*Written instruction:* Output the full listing below exactly, without the pictures.

*Supplied data:*
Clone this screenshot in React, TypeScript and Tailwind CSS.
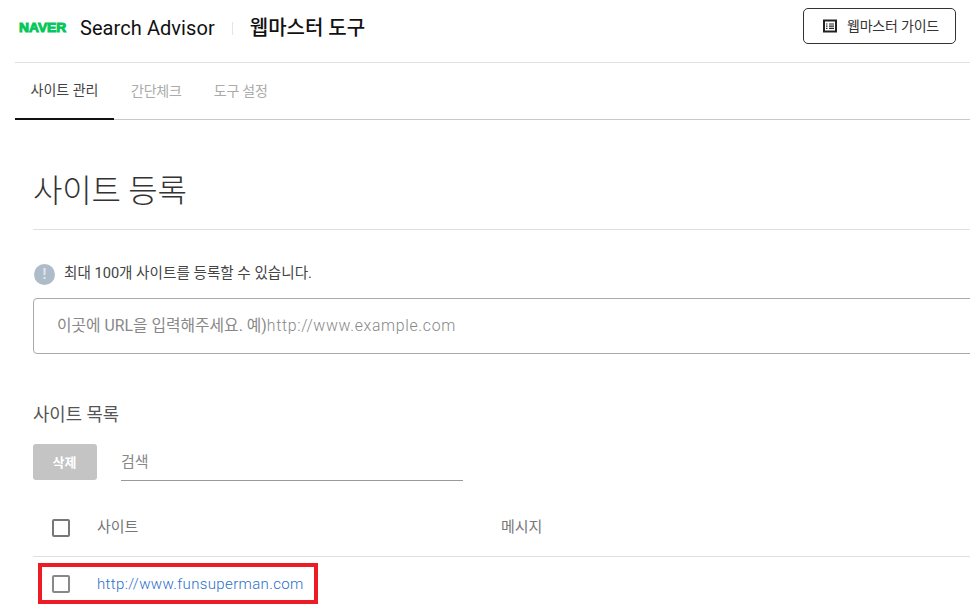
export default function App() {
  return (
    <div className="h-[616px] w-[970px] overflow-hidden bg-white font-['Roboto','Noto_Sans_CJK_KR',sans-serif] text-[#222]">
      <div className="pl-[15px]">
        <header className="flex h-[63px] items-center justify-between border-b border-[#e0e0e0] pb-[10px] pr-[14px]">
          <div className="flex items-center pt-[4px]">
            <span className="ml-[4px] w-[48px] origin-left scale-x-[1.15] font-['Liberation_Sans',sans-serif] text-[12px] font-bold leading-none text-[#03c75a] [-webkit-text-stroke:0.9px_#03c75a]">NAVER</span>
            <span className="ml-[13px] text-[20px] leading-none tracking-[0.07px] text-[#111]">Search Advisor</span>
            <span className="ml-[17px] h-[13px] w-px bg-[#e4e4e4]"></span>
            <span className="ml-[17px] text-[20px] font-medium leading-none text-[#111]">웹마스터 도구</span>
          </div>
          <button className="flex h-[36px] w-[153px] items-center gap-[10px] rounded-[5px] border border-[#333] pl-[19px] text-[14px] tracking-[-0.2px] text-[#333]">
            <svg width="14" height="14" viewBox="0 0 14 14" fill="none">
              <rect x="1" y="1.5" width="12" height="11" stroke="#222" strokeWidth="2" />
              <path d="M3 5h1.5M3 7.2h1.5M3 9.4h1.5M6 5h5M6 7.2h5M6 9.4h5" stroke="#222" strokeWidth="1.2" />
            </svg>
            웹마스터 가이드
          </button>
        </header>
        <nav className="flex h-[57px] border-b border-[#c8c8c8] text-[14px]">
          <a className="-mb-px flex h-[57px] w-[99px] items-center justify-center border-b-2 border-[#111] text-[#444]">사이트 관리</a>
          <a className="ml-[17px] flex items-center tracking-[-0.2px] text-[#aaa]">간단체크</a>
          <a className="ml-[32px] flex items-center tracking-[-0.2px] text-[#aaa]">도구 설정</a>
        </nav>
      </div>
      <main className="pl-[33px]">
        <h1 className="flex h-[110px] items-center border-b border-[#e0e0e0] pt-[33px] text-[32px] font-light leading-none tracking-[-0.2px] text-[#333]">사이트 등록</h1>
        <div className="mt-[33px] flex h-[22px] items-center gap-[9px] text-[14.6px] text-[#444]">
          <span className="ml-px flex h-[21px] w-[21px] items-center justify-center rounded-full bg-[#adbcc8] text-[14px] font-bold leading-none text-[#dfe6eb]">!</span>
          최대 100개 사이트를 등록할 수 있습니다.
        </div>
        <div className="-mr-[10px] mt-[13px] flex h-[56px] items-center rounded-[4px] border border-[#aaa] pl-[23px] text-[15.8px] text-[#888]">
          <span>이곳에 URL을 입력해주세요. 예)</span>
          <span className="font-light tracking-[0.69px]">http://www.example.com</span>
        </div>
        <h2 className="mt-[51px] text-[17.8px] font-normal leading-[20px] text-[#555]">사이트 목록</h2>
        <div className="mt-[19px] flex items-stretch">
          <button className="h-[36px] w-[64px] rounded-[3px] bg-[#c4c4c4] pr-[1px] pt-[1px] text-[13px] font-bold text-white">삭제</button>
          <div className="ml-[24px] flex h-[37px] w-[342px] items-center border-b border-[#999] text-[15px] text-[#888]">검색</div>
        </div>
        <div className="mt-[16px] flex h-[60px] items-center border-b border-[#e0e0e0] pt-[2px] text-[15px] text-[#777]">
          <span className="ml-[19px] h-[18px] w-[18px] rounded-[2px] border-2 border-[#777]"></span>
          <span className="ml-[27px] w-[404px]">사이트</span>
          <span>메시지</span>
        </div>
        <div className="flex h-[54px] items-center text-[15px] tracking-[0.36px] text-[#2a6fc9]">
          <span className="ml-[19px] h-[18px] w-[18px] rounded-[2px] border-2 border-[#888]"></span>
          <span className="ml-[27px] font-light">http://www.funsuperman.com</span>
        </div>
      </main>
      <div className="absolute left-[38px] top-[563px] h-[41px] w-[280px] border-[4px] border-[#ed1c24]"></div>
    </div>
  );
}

*Right answer:*
Clone this screenshot in React, TypeScript and Tailwind CSS.
export default function App() {
  return (
    <div className="h-[616px] w-[970px] overflow-hidden bg-white font-['Roboto','Noto_Sans_CJK_KR',sans-serif] text-[#222]">
      <div className="pl-[15px]">
        <header className="flex h-[63px] items-center justify-between border-b border-[#e0e0e0] pb-[10px] pr-[14px]">
          <div className="flex items-center pt-[4px]">
            <span className="ml-[4px] w-[48px] origin-left scale-x-[1.15] font-['Liberation_Sans',sans-serif] text-[12px] font-bold leading-none text-[#03c75a] [-webkit-text-stroke:0.9px_#03c75a]">NAVER</span>
            <span className="ml-[13px] text-[20px] leading-none tracking-[0.07px] text-[#111]">Search Advisor</span>
            <span className="ml-[17px] h-[13px] w-px bg-[#e4e4e4]"></span>
            <span className="ml-[17px] text-[20px] font-medium leading-none text-[#111]">웹마스터 도구</span>
          </div>
          <button className="flex h-[36px] w-[153px] items-center gap-[10px] rounded-[5px] border border-[#333] pl-[19px] text-[14px] tracking-[-0.2px] text-[#333]">
            <svg width="14" height="14" viewBox="0 0 14 14" fill="none">
              <rect x="1" y="1.5" width="12" height="11" stroke="#222" strokeWidth="2" />
              <path d="M3 5h1.5M3 7.2h1.5M3 9.4h1.5M6 5h5M6 7.2h5M6 9.4h5" stroke="#222" strokeWidth="1.2" />
            </svg>
            웹마스터 가이드
          </button>
        </header>
        <nav className="flex h-[57px] border-b border-[#c8c8c8] text-[14px]">
          <a className="-mb-px flex h-[57px] w-[99px] items-center justify-center border-b-2 border-[#111] text-[#444]">사이트 관리</a>
          <a className="ml-[17px] flex items-center tracking-[-0.2px] text-[#aaa]">간단체크</a>
          <a className="ml-[32px] flex items-center tracking-[-0.2px] text-[#aaa]">도구 설정</a>
        </nav>
      </div>
      <main className="pl-[33px]">
        <h1 className="flex h-[110px] items-center border-b border-[#e0e0e0] pt-[33px] text-[32px] font-light leading-none tracking-[-0.2px] text-[#333]">사이트 등록</h1>
        <div className="mt-[33px] flex h-[22px] items-center gap-[9px] text-[14.6px] text-[#444]">
          <span className="ml-px flex h-[21px] w-[21px] items-center justify-center rounded-full bg-[#adbcc8] text-[14px] font-bold leading-none text-[#dfe6eb]">!</span>
          최대 100개 사이트를 등록할 수 있습니다.
        </div>
        <div className="-mr-[10px] mt-[13px] flex h-[56px] items-center rounded-[4px] border border-[#aaa] pl-[23px] text-[15.8px] text-[#888]">
          <span>이곳에 URL을 입력해주세요. 예)</span>
          <span className="font-light tracking-[0.69px]">http://www.example.com</span>
        </div>
        <h2 className="mt-[51px] text-[17.8px] font-normal leading-[20px] text-[#555]">사이트 목록</h2>
        <div className="mt-[19px] flex items-stretch">
          <button className="h-[36px] w-[64px] rounded-[3px] bg-[#c4c4c4] pr-[1px] pt-[1px] text-[13px] font-bold text-white">삭제</button>
          <div className="ml-[24px] flex h-[37px] w-[342px] items-center border-b border-[#999] text-[15px] text-[#888]">검색</div>
        </div>
        <div className="mt-[16px] flex h-[60px] items-center border-b border-[#e0e0e0] pt-[2px] text-[15px] text-[#777]">
          <span className="ml-[19px] h-[18px] w-[18px] rounded-[2px] border-2 border-[#777]"></span>
          <span className="ml-[27px] w-[404px]">사이트</span>
          <span>메시지</span>
        </div>
        <div className="flex h-[54px] items-center text-[15px] tracking-[0.36px] text-[#2a6fc9]">
          <span className="ml-[19px] h-[18px] w-[18px] rounded-[2px] border-2 border-[#888]"></span>
          <span className="ml-[27px] font-light">http://www.funsuperman.com</span>
        </div>
      </main>
      <div className="absolute left-[38px] top-[563px] h-[41px] w-[280px] border-[4px] border-[#ed1c24]"></div>
    </div>
  );
}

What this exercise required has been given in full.